- _EXERCISE INSTRUCTIONS_
Please transcribe the data below exactly. Leave the pictures out.

====

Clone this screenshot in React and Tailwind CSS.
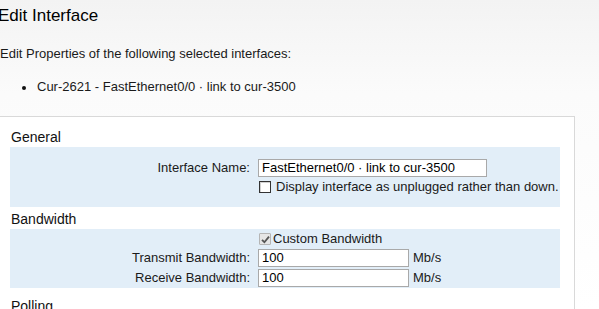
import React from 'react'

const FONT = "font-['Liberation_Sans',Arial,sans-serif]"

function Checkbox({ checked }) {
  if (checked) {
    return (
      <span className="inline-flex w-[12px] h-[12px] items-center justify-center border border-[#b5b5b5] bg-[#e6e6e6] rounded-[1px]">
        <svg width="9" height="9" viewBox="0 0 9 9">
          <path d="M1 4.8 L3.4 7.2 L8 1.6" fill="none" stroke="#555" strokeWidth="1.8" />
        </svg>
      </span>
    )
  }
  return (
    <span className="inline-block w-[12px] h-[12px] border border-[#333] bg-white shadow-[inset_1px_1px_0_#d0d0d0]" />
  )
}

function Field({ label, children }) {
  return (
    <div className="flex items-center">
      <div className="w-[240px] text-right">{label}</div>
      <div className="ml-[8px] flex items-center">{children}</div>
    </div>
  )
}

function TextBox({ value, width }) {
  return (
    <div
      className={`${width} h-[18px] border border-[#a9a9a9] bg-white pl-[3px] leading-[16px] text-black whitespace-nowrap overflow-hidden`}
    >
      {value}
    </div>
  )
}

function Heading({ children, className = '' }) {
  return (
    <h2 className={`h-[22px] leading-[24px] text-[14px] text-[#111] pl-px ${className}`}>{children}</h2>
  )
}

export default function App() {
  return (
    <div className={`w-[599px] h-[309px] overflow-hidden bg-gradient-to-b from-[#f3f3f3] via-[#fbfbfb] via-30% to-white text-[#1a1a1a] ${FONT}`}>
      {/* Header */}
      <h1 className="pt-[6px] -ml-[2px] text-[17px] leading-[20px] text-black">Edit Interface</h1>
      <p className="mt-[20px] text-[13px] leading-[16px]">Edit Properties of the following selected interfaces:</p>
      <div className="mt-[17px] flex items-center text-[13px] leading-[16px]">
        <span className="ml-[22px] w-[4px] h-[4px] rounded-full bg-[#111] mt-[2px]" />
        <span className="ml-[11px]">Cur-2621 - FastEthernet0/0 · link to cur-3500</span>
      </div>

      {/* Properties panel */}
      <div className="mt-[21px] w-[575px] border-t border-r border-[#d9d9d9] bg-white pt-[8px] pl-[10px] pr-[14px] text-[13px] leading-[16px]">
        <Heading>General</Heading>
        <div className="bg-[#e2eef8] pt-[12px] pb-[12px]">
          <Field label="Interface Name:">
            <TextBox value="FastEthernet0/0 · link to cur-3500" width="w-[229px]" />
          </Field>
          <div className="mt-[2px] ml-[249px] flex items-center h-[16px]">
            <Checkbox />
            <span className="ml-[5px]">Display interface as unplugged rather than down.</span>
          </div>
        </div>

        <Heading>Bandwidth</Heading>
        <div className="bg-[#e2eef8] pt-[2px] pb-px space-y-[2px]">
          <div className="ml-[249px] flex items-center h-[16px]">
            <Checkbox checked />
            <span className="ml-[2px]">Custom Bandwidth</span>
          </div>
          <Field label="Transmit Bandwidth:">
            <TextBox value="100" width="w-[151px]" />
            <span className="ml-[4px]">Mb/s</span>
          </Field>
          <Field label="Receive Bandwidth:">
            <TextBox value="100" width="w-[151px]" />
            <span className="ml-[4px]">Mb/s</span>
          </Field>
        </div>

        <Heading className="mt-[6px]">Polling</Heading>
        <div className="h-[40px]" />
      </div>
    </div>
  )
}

====

- _SOLVED EXERCISE_
Clone this screenshot in React and Tailwind CSS.
import React from 'react'

const FONT = "font-['Liberation_Sans',Arial,sans-serif]"

function Checkbox({ checked }) {
  if (checked) {
    return (
      <span className="inline-flex w-[12px] h-[12px] items-center justify-center border border-[#b5b5b5] bg-[#e6e6e6] rounded-[1px]">
        <svg width="9" height="9" viewBox="0 0 9 9">
          <path d="M1 4.8 L3.4 7.2 L8 1.6" fill="none" stroke="#555" strokeWidth="1.8" />
        </svg>
      </span>
    )
  }
  return (
    <span className="inline-block w-[12px] h-[12px] border border-[#333] bg-white shadow-[inset_1px_1px_0_#d0d0d0]" />
  )
}

function Field({ label, children }) {
  return (
    <div className="flex items-center">
      <div className="w-[240px] text-right">{label}</div>
      <div className="ml-[8px] flex items-center">{children}</div>
    </div>
  )
}

function TextBox({ value, width }) {
  return (
    <div
      className={`${width} h-[18px] border border-[#a9a9a9] bg-white pl-[3px] leading-[16px] text-black whitespace-nowrap overflow-hidden`}
    >
      {value}
    </div>
  )
}

function Heading({ children, className = '' }) {
  return (
    <h2 className={`h-[22px] leading-[24px] text-[14px] text-[#111] pl-px ${className}`}>{children}</h2>
  )
}

export default function App() {
  return (
    <div className={`w-[599px] h-[309px] overflow-hidden bg-gradient-to-b from-[#f3f3f3] via-[#fbfbfb] via-30% to-white text-[#1a1a1a] ${FONT}`}>
      {/* Header */}
      <h1 className="pt-[6px] -ml-[2px] text-[17px] leading-[20px] text-black">Edit Interface</h1>
      <p className="mt-[20px] text-[13px] leading-[16px]">Edit Properties of the following selected interfaces:</p>
      <div className="mt-[17px] flex items-center text-[13px] leading-[16px]">
        <span className="ml-[22px] w-[4px] h-[4px] rounded-full bg-[#111] mt-[2px]" />
        <span className="ml-[11px]">Cur-2621 - FastEthernet0/0 · link to cur-3500</span>
      </div>

      {/* Properties panel */}
      <div className="mt-[21px] w-[575px] border-t border-r border-[#d9d9d9] bg-white pt-[8px] pl-[10px] pr-[14px] text-[13px] leading-[16px]">
        <Heading>General</Heading>
        <div className="bg-[#e2eef8] pt-[12px] pb-[12px]">
          <Field label="Interface Name:">
            <TextBox value="FastEthernet0/0 · link to cur-3500" width="w-[229px]" />
          </Field>
          <div className="mt-[2px] ml-[249px] flex items-center h-[16px]">
            <Checkbox />
            <span className="ml-[5px]">Display interface as unplugged rather than down.</span>
          </div>
        </div>

        <Heading>Bandwidth</Heading>
        <div className="bg-[#e2eef8] pt-[2px] pb-px space-y-[2px]">
          <div className="ml-[249px] flex items-center h-[16px]">
            <Checkbox checked />
            <span className="ml-[2px]">Custom Bandwidth</span>
          </div>
          <Field label="Transmit Bandwidth:">
            <TextBox value="100" width="w-[151px]" />
            <span className="ml-[4px]">Mb/s</span>
          </Field>
          <Field label="Receive Bandwidth:">
            <TextBox value="100" width="w-[151px]" />
            <span className="ml-[4px]">Mb/s</span>
          </Field>
        </div>

        <Heading className="mt-[6px]">Polling</Heading>
        <div className="h-[40px]" />
      </div>
    </div>
  )
}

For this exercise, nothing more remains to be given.